# [DIRECTIONS]
Take each line that has the word "with" and return it.

# [COLLECTED MATERIAL]
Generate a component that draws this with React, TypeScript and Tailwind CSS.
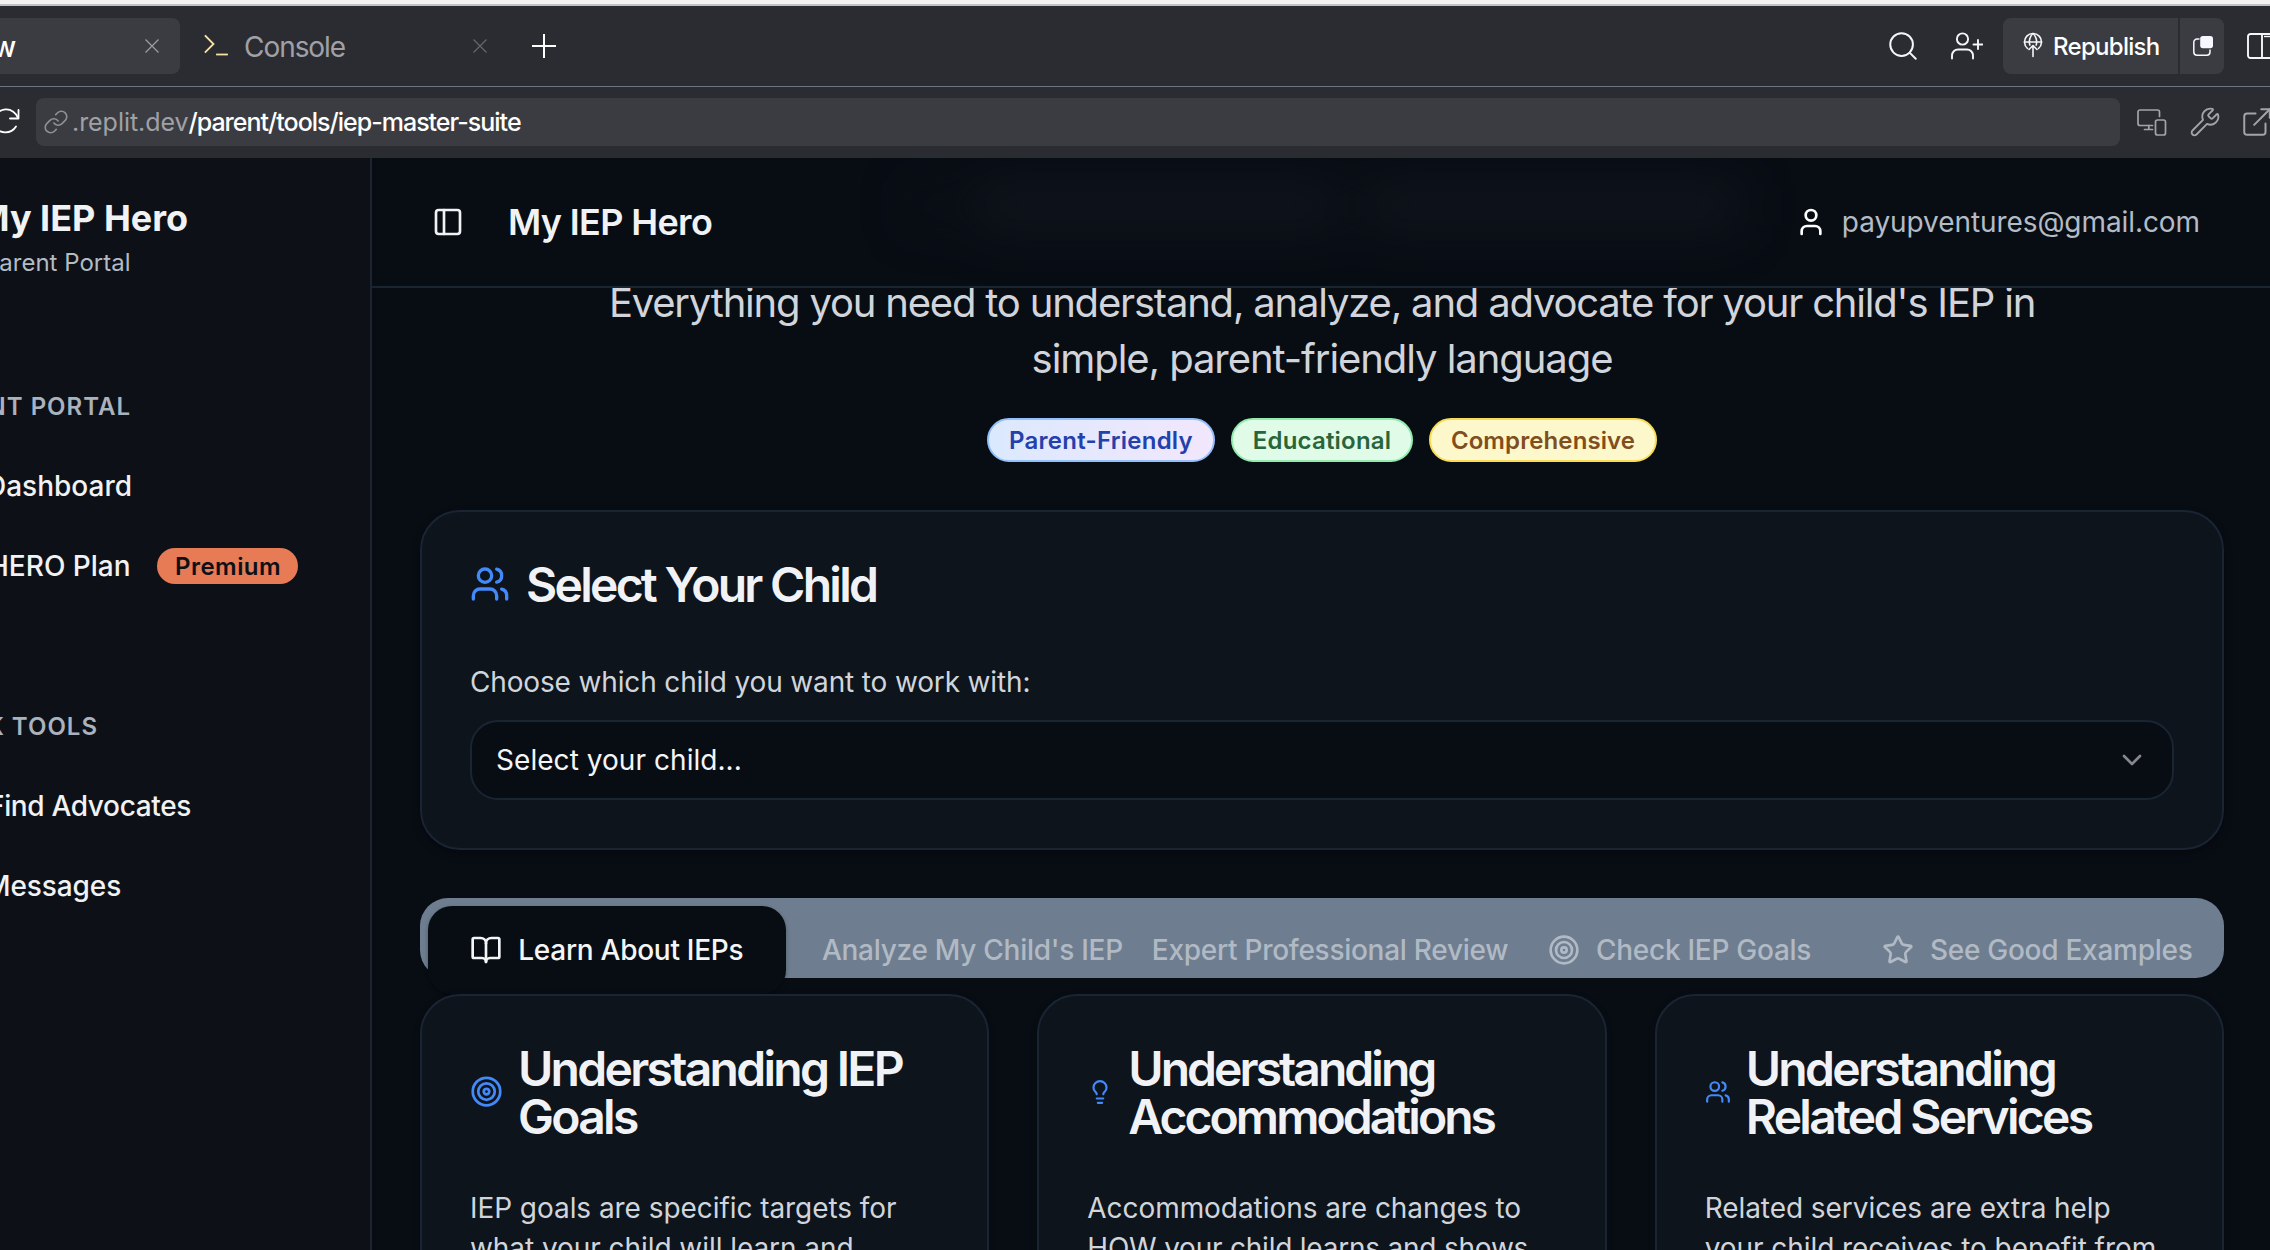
import type { ReactNode } from "react";
import { BookOpen, ChevronDown, ExternalLink, Lightbulb, Link, PanelLeft, Search, Star, Target, User, Users, Wrench } from "lucide-react";

type IconProps = { className?: string };

function TerminalIcon({ className }: IconProps) {
  return (
    <svg viewBox="0 0 24 22" className={className} fill="none" stroke="currentColor" strokeWidth="1.8" strokeLinecap="square">
      <path d="M1.5 2l8 8-8 8" />
      <path d="M13 20.5h10" />
    </svg>
  );
}

function CloseIcon({ className }: IconProps) {
  return (
    <svg viewBox="0 0 14 14" className={className} fill="none" stroke="currentColor" strokeWidth="1.3">
      <path d="M.5.5l13 13M13.5.5l-13 13" />
    </svg>
  );
}

function PlusIcon({ className }: IconProps) {
  return (
    <svg viewBox="0 0 24 24" className={className} fill="none" stroke="currentColor" strokeWidth="2">
      <path d="M12 0v24M0 12h24" />
    </svg>
  );
}

function ReloadIcon({ className }: IconProps) {
  return (
    <svg viewBox="0 0 28 28" className={className} fill="none" stroke="currentColor" strokeWidth="1.8" strokeLinecap="round" strokeLinejoin="round">
      <path d="M26.5 2v8.5H18" />
      <path d="M26 10A12.5 12.5 0 0 0 2 11" />
      <path d="M2.500 18A12.500 12.500 0 0 0 24 18.500" />
    </svg>
  );
}

function PersonPlusIcon({ className }: IconProps) {
  return (
    <svg viewBox="0 0 32 28" className={className} fill="none" stroke="currentColor" strokeWidth="1.9" strokeLinecap="round">
      <circle cx="11.500" cy="7" r="5.600" />
      <path d="M1 26.500v-3a6 6 0 0 1 6-6h9a6 6 0 0 1 6 6v3" />
      <path d="M27 8v9M22.500 12.500h9" />
    </svg>
  );
}

function GlobeUpIcon({ className }: IconProps) {
  return (
    <svg viewBox="0 0 20 26" className={className} fill="none" stroke="currentColor" strokeWidth="1.600" strokeLinecap="round" strokeLinejoin="round">
      <path d="M4.500 16.500a8.500 8.500 0 1 1 11 0" />
      <path d="M1.500 10h17" />
      <path d="M6.800 13C5.500 8.500 7.500 3.500 10 1.500c2.500 2 4.500 7 3.200 11.500" />
      <path d="M10 24.500V13.500M6 17.500l4-4 4 4" />
    </svg>
  );
}

function CopyFilledIcon({ className }: IconProps) {
  return (
    <svg viewBox="0 0 20 20" className={className} fill="none">
      <path d="M6.500 3H4a3.200 3.200 0 0 0-3.200 3.200V16A3.200 3.200 0 0 0 4 19.200h9.800A3.200 3.200 0 0 0 17 16v-2.500" stroke="currentColor" strokeWidth="1.500" />
      <rect x="7.200" width="12.800" height="12.200" rx="2.600" fill="currentColor" />
    </svg>
  );
}

function SplitPanelIcon({ className }: IconProps) {
  return (
    <svg viewBox="0 0 32 26" className={className} fill="none" stroke="currentColor" strokeWidth="1.900">
      <rect x="1" y="1" width="30" height="24" rx="2.500" />
      <path d="M15 1v24" />
      <path d="M17 3.500h12" strokeWidth="1.400" />
    </svg>
  );
}

function DevicesIcon({ className }: IconProps) {
  return (
    <svg viewBox="0 0 30 27" className={className} fill="none" stroke="currentColor" strokeWidth="1.700" strokeLinejoin="round" strokeLinecap="round">
      <path d="M22.500 7.500V3a2 2 0 0 0-2-2H3a2 2 0 0 0-2 2v11.500a2 2 0 0 0 2 2h12.500" />
      <path d="M11.800 16.500v4M7.500 20.500h8" />
      <rect x="18.500" y="11" width="10" height="15" rx="2" />
    </svg>
  );
}

function BrowserChrome() {
  return (
    <div className="shrink-0 bg-[#2b2c31]">
      <div className="h-1 bg-[#f1f2f1]" />
      <div className="h-0.5 bg-[#bcc4c1]" />
      <div className="flex h-20 items-start pt-3">
        <div className="flex h-14 w-[180px] items-center justify-between rounded-r-lg bg-[#3b3c41] pr-[21px]">
          <span className="-ml-[7px] pt-0.5 text-[28px] font-medium text-white">w</span>
          <CloseIcon className="size-3.5 text-[#999ba1]" />
        </div>
        <div className="flex h-14 w-[307px] items-center pl-6">
          <TerminalIcon className="-mt-0.5 h-[22px] w-6 text-[#f7e3a1]" />
          <span className="ml-4 pt-0.5 text-[28px] tracking-[-1.05px] text-[#a0a1a7]">Console</span>
          <CloseIcon className="ml-auto size-3.5 text-[#65666c]" />
        </div>
        <div className="flex h-14 items-center pl-[45px]">
          <PlusIcon className="size-6 text-white" />
        </div>
        <div className="ml-auto flex h-14 shrink-0 items-center">
          <Search className="size-[34px] text-[#f5f6f8]" strokeWidth={1.4} />
          <PersonPlusIcon className="ml-[31px] h-7 w-8 text-[#f5f6f8]" />
          <div className="ml-5 flex h-14 w-[175px] items-center rounded-l-lg bg-[#3b3c41] pl-5">
            <GlobeUpIcon className="h-[26px] w-5 -translate-y-px text-[#f5f6f8]" />
            <span className="ml-2.5 pt-0.5 text-[24px] font-medium tracking-[-0.7px] text-white">Republish</span>
          </div>
          <div className="ml-0.5 flex h-14 w-11 items-center rounded-r-lg bg-[#3b3c41] pl-[13px]">
            <CopyFilledIcon className="size-5 text-[#f5f8ff]" />
          </div>
          <div className="ml-[23px] w-[23px] overflow-hidden">
            <SplitPanelIcon className="h-[26px] w-8 max-w-none text-[#f5f6f8]" />
          </div>
        </div>
      </div>
      <div className="h-px bg-[#6d7484]" />
      <div className="flex h-[71px] items-start pt-[11px]">
        <div className="flex h-12 w-9 items-center overflow-hidden">
          <ReloadIcon className="-ml-2 size-7 shrink-0 text-white" />
        </div>
        <div className="flex h-12 w-[2084px] items-center rounded-lg bg-[#3b3c41] pl-[7px] text-[25px]">
          <Link className="size-[26px] text-[#8f9096]" strokeWidth={1.5} />
          <span className="ml-[3px] pt-0.5 tracking-[-0.05px] text-[#a0a1a7]">.replit.dev</span>
          <span className="pt-0.5 font-medium tracking-[-1px] text-white">/parent/tools/iep-master-suite</span>
        </div>
        <div className="flex h-12 items-center text-[#a3a4aa]">
          <DevicesIcon className="ml-[17px] h-[27px] w-[30px]" />
          <Wrench className="ml-[22px] size-8" strokeWidth={1.4} />
          <div className="ml-[19px] w-[30px] overflow-hidden">
            <ExternalLink className="size-[34px]" strokeWidth={1.4} />
          </div>
        </div>
      </div>
    </div>
  );
}

function SideRow({ children }: { children: ReactNode }) {
  return <div className="flex h-20 items-center whitespace-nowrap text-[28px] font-medium text-[#f1f2f4]">{children}</div>;
}

function Sidebar() {
  return (
    <aside className="h-full w-[372px] shrink-0 overflow-hidden border-r-2 border-[#1a2433] bg-[#0d1117]">
      <div className="whitespace-nowrap pt-[38px]">
        <div className="-ml-[24px] text-[36px] leading-[44px] font-bold text-[#f1f2f4]">My IEP Hero</div>
        <div className="-ml-[16px] mt-[7px] text-[24px] leading-8 text-[#b3bbc5]">Parent Portal</div>
      </div>
      <div className="mt-[108px] flex h-10 w-[131px] justify-end whitespace-nowrap text-[24px] leading-10 font-semibold tracking-[1px] text-[#a9b2bd]">PARENT PORTAL</div>
      <div className="mt-[19px]">
        <SideRow><span className="-ml-[14px]">Dashboard</span></SideRow>
        <SideRow>
          <span className="-ml-[12px]">HERO Plan</span>
          <span className="ml-[26px] flex h-9 w-[141px] items-center justify-center rounded-full bg-[#e67b56] pt-0.5 pl-0.5 text-[24px] font-semibold tracking-[0.45px] text-[#0d1117]">Premium</span>
        </SideRow>
      </div>
      <div className="mt-[101px] flex h-10 w-[98px] justify-end whitespace-nowrap text-[24px] leading-10 font-semibold tracking-[1px] text-[#a9b2bd]">QUICK TOOLS</div>
      <div className="mt-[19px]">
        <SideRow><span className="-ml-[12px] tracking-[-0.35px]">Find Advocates</span></SideRow>
        <SideRow><span className="-ml-[15px] tracking-[-0.1px]">Messages</span></SideRow>
      </div>
    </aside>
  );
}

function AppHeader() {
  return (
    <header className="relative z-10 flex h-[130px] shrink-0 items-center overflow-hidden border-b-2 border-[#1a2433] bg-[#080d14] pr-[70px] pl-[60px]">
      <div className="absolute top-5 left-[540px] flex h-14 items-center gap-8 blur-xl">
        <div className="size-8 rounded-full bg-[#0c1118]" />
        <div className="h-11 w-[360px] bg-[#11151c]" />
        <div className="h-11 w-[370px] bg-[#11151c]" />
      </div>
      <PanelLeft className="relative size-8 text-[#f1f2f4]" />
      <span className="relative ml-11 text-[36px] font-semibold tracking-[-0.65px] text-[#f1f2f4]">My IEP Hero</span>
      <User className="relative ml-auto size-8 text-white" />
      <span className="relative ml-[15px] text-[28px] tracking-[-0.08px] text-[#b3bbc5]">payupventures@gmail.com</span>
    </header>
  );
}

function Tab({ active, icon, children }: { active?: boolean; icon?: ReactNode; children: ReactNode }) {
  return (
    <div className={active ? "flex h-[88px] items-center justify-center gap-4 rounded-3xl bg-[#080d14] text-[#f4f5f7] shadow-[0_2px_4px_rgba(0,0,0,0.3)]" : "flex h-[88px] items-center justify-center gap-4 text-[#b1bac4]"}>
      {icon ?? <span className="w-0" />}
      <span>{children}</span>
    </div>
  );
}

function InfoCard({ icon, title, children }: { icon: ReactNode; title: ReactNode; children: ReactNode }) {
  return (
    <div className="h-[420px] rounded-[40px] border-2 border-[#1a2433] bg-[#0d141b] p-12 shadow-[0_2px_6px_rgba(0,0,0,0.3)]">
      <div className="flex items-center">
        {icon}
        <h3 className="translate-y-px text-[48px] leading-[48px] font-semibold whitespace-nowrap text-[#f1f2f6]">{title}</h3>
      </div>
      <p className="mt-12 text-[28px] leading-10 tracking-[-0.06px] whitespace-nowrap text-[#d1d5db]">{children}</p>
    </div>
  );
}

export default function App() {
  return (
    <div className="flex h-[1250px] w-[2270px] flex-col overflow-hidden bg-[#080d14] font-['Inter',sans-serif]">
      <BrowserChrome />
      <div className="flex h-[1092px]">
        <Sidebar />
        <main className="flex min-w-0 flex-1 flex-col overflow-hidden">
          <AppHeader />
          <div className="-mt-[13px] w-[1900px] px-12">
            <p className="text-center text-[40px] leading-[56px] tracking-[-1.19px] text-[#d1d5db]">
              Everything you need to understand, analyze, and advocate for your child's IEP in
              <br />
              <span className="tracking-[-1.07px]">simple, parent-friendly language</span>
            </p>
            <div className="mt-[31px] flex justify-center gap-4 text-[24px] font-semibold">
              <span className="flex h-11 w-[228px] items-center justify-center rounded-full border-2 border-[#93c0fb] bg-linear-to-r from-[#dbe9fd] to-[#f2e7fd] pt-0.5 tracking-[0.25px] text-[#2440ac]">Parent-Friendly</span>
              <span className="flex h-11 w-[182px] items-center justify-center rounded-full border-2 border-[#93ecae] bg-[#e0fbe8] pt-0.5 tracking-[0.2px] text-[#28653a]">Educational</span>
              <span className="flex h-11 w-[228px] items-center justify-center rounded-full border-2 border-[#f9dc56] bg-[#fdf8cb] pt-0.5 tracking-[0.1px] text-[#814e1d]">Comprehensive</span>
            </div>

            <section className="mt-12 h-[340px] rounded-[40px] border-2 border-[#1a2433] bg-[#0d141b] px-12 pt-12 shadow-[0_4px_8px_rgba(0,0,0,0.3)]">
              <div className="flex items-center gap-4">
                <Users className="size-10 text-[#4389fa]" />
                <h2 className="translate-y-px text-[48px] leading-[48px] font-semibold tracking-[-2.73px] text-[#f1f2f6]">Select Your Child</h2>
              </div>
              <p className="mt-12 text-[28px] leading-[52px] tracking-[-0.15px] text-[#d1d5db]">Choose which child you want to work with:</p>
              <div className="mt-3 flex h-20 items-center justify-between rounded-[28px] border-2 border-[#1a2433] bg-[#080d14] px-6 text-[28px] text-[#f4f5f7]">
                <span className="tracking-[0.05px]">Select your child...</span>
                <ChevronDown className="size-8 text-[#85878c]" />
              </div>
            </section>

            <div className="mt-12 grid h-20 grid-cols-5 rounded-[28px] bg-[#6e7e90] p-2 text-[28px] font-medium tracking-[-0.27px] whitespace-nowrap">
              <Tab active icon={<BookOpen className="size-8" />}>Learn About IEPs</Tab>
              <Tab>Analyze My Child's IEP</Tab>
              <Tab>Expert Professional Review</Tab>
              <Tab icon={<Target className="size-8" />}>Check IEP Goals</Tab>
              <Tab icon={<Star className="size-8" />}>See Good Examples</Tab>
            </div>

            <div className="mt-4 grid grid-cols-3 gap-12">
              <InfoCard
                icon={<Target className="mr-[15px] size-[33px] -translate-y-px text-[#4389fa]" />}
                title={<span className="tracking-[-2.7px]">Understanding IEP<br />Goals</span>}
              >
                IEP goals are specific targets for<br />what your child will learn and
              </InfoCard>
              <InfoCard
                icon={<Lightbulb className="mr-[15px] size-[26px] text-[#4389fa]" />}
                title={<span className="tracking-[-2.95px]">Understanding<br />Accommodations</span>}
              >
                Accommodations are changes to<br /><span className="tracking-[-0.22px]">HOW your child learns and shows</span>
              </InfoCard>
              <InfoCard
                icon={<Users className="mr-[15px] size-[26px] text-[#4389fa]" />}
                title={<span className="tracking-[-2.7px]">Understanding<br />Related Services</span>}
              >
                Related services are extra help<br />your child receives to benefit from
              </InfoCard>
            </div>
          </div>
        </main>
      </div>
    </div>
  );
}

# [RESPONSE TO THIS TASK]
Generate a component that draws this with React, TypeScript and Tailwind CSS.
              <p className="mt-12 text-[28px] leading-[52px] tracking-[-0.15px] text-[#d1d5db]">Choose which child you want to work with:</p>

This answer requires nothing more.